From marketing specialties to marketing mash-ups

The Inflationary Universe of Marketing

Written version of my Search Insider Summit presentation today:

In the beginning, there was marketing. Simply marketing.

Then, in the era of Mad Men, the marketing universe split in two. Suddenly, we had brand marketing, building a brand image, a position in the market — marketing above the fray. Versus direct marketing, right down in the frothy fray of persuading individual prospects to do something, the origin of calls-to-action and conversion rates.

Specialized galaxies of marketing began to form — different tactics, philosophies, domains of marketing. There was channel marketing — managing distributors and dealers, reaching our audience through these intermediaries. Product marketing focused on the design and features of what we were delivering. Can we build it so they come? And database marketing — the first real intersection of marketing and technology — to segment and test, primarily in direct mail.

The concept of industrial marketing led to a bifurcation that would eventually become known as B2C marketing to consumers and B2B marketing to businesses. (Years later Gord Hotchkiss would publish The Buyersphere Project to show that this conceptual split actually obscures the point that in both scenarios we’re marketing to emotional and beautifully irrational creatures.)

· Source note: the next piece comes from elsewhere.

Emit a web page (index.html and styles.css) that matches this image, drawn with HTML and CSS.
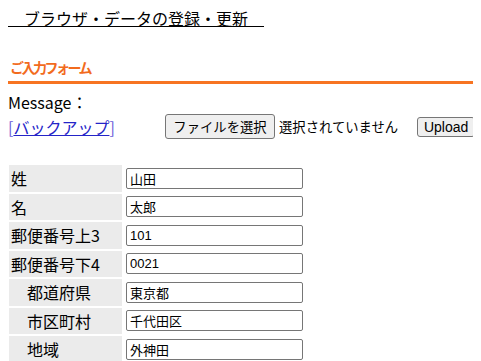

By the 80’s and early 90’s, the westward expansion of marketing specialization was in full gear. Some highlights included Jay Conrad Levinson’s guerrilla marketing — a pragmatic, non-conventional attitude that infuses many of our marketing practices today. The development of global marketing programs, sparking the debate of centralization vs. localization that continues to this day. Relationship marketing championed by Regis McKenna focused on longer-term views of customers — which set the stage for the multi-billion dollar CRM software industry. In a similar vein, with a more consumer emphasis, was loyalty marketing, the origin of points and badges.

It was a fertile time for marketing invention and reinvention. But we hadn’t seen anything yet. Because in the mid-90’s, the web arrived and changed everything.

The Web as rocket fuel for marketing specialization

Initially, this was just one new offshoot of marketing, a rose by many names: internet marketing, online marketing, web marketing, interactive marketing, new media marketing, digital marketing — your label of choice depended on your point of reference. Digital marketing has probably won out as the most resilient variation.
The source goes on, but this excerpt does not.